#### [Given request]
Check each line of the data for "styles" and select those that have it.

==================================================

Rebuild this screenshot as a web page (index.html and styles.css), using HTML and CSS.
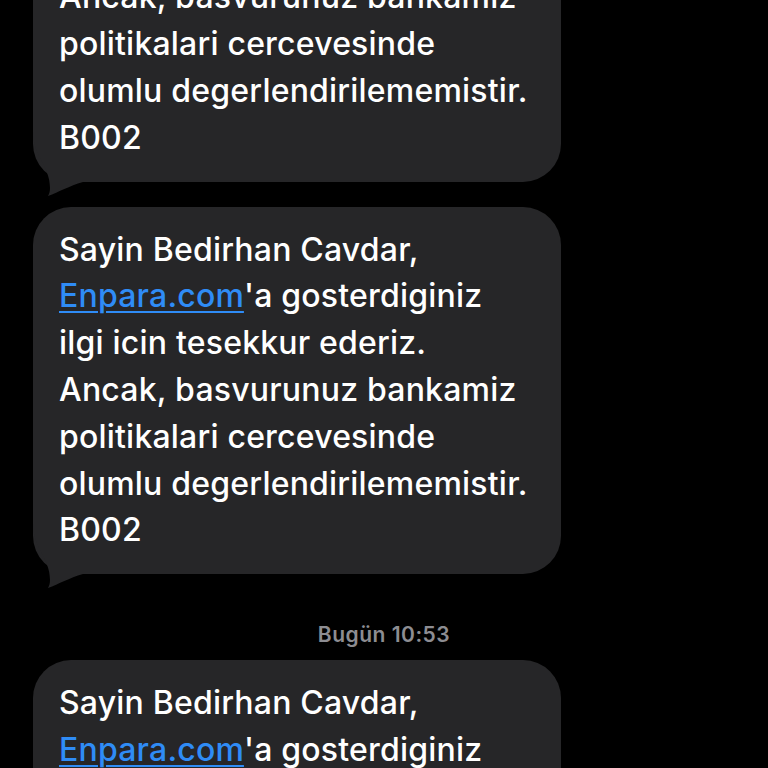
FILE: index.html
```html
<!DOCTYPE html>
<html lang="tr">
<head>
<meta charset="utf-8">
<link rel="stylesheet" href="styles.css">
</head>
<body>
<div class="thread">
  <div class="msg">
    <p class="text">Sayin Bedirhan Cavdar,<br><a class="link">Enpara.com</a>'a gosterdiginiz<br>ilgi icin tesekkur ederiz.<br>Ancak, basvurunuz bankamiz<br>politikalari cercevesinde<br>olumlu degerlendirilememistir.<br>B002</p>
    <svg class="tail" width="50" height="64" viewBox="0 -50 50 64"><path d="M0,-50 C1,-24 17,-16 17,6 C17,10 16,12 15,14 C26,10 36,4 50,0 L50,-50 Z"/></svg>
  </div>
  <div class="msg">
    <p class="text">Sayin Bedirhan Cavdar,<br><a class="link">Enpara.com</a>'a gosterdiginiz<br>ilgi icin tesekkur ederiz.<br>Ancak, basvurunuz bankamiz<br>politikalari cercevesinde<br>olumlu degerlendirilememistir.<br>B002</p>
    <svg class="tail" width="50" height="64" viewBox="0 -50 50 64"><path d="M0,-50 C1,-24 17,-16 17,6 C17,10 16,12 15,14 C26,10 36,4 50,0 L50,-50 Z"/></svg>
  </div>
  <div class="stamp">Bugün 10:53</div>
  <div class="msg">
    <p class="text">Sayin Bedirhan Cavdar,<br><a class="link">Enpara.com</a>'a gosterdiginiz<br>ilgi icin tesekkur ederiz.<br>Ancak, basvurunuz bankamiz<br>politikalari cercevesinde<br>olumlu degerlendirilememistir.<br>B002</p>
    <svg class="tail" width="50" height="64" viewBox="0 -50 50 64"><path d="M0,-50 C1,-24 17,-16 17,6 C17,10 16,12 15,14 C26,10 36,4 50,0 L50,-50 Z"/></svg>
  </div>
</div>
</body>
</html>
```
FILE: styles.css
```css
html, body {
  margin: 0;
  padding: 0;
  background: #000;
  height: 100%;
  overflow: hidden;
}
.thread {
  display: flex;
  flex-direction: column;
  margin-top: -186px;
  font-family: Inter, "Noto Sans", sans-serif;
}
.msg {
  position: relative;
  width: 528px;
  margin-left: 33px;
  margin-bottom: 25px;
  background: #262628;
  border-radius: 38px;
  box-sizing: border-box;
  padding: 20px 20px 20px 26px;
}
.text {
  margin: 0;
  color: #fff;
  font-size: 32px;
  line-height: 46.8px;
  font-weight: 500;
  letter-spacing: 0.2px;
  position: relative;
  z-index: 1;
}
.link {
  color: #2f8cf6;
  text-decoration: underline;
  text-decoration-thickness: 2px;
  text-underline-offset: 4px;
}
.tail {
  position: absolute;
  left: 0;
  bottom: -14px;
  fill: #262628;
}
.stamp {
  text-align: center;
  color: #8d8d92;
  font-size: 21px;
  font-weight: 600;
  line-height: 24px;
  letter-spacing: 0.5px;
  margin-top: 24px;
  margin-bottom: 13px;
}
```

==================================================

#### [The solution]
Rebuild this screenshot as a web page (index.html and styles.css), using HTML and CSS.
<link rel="stylesheet" href="styles.css">
FILE: styles.css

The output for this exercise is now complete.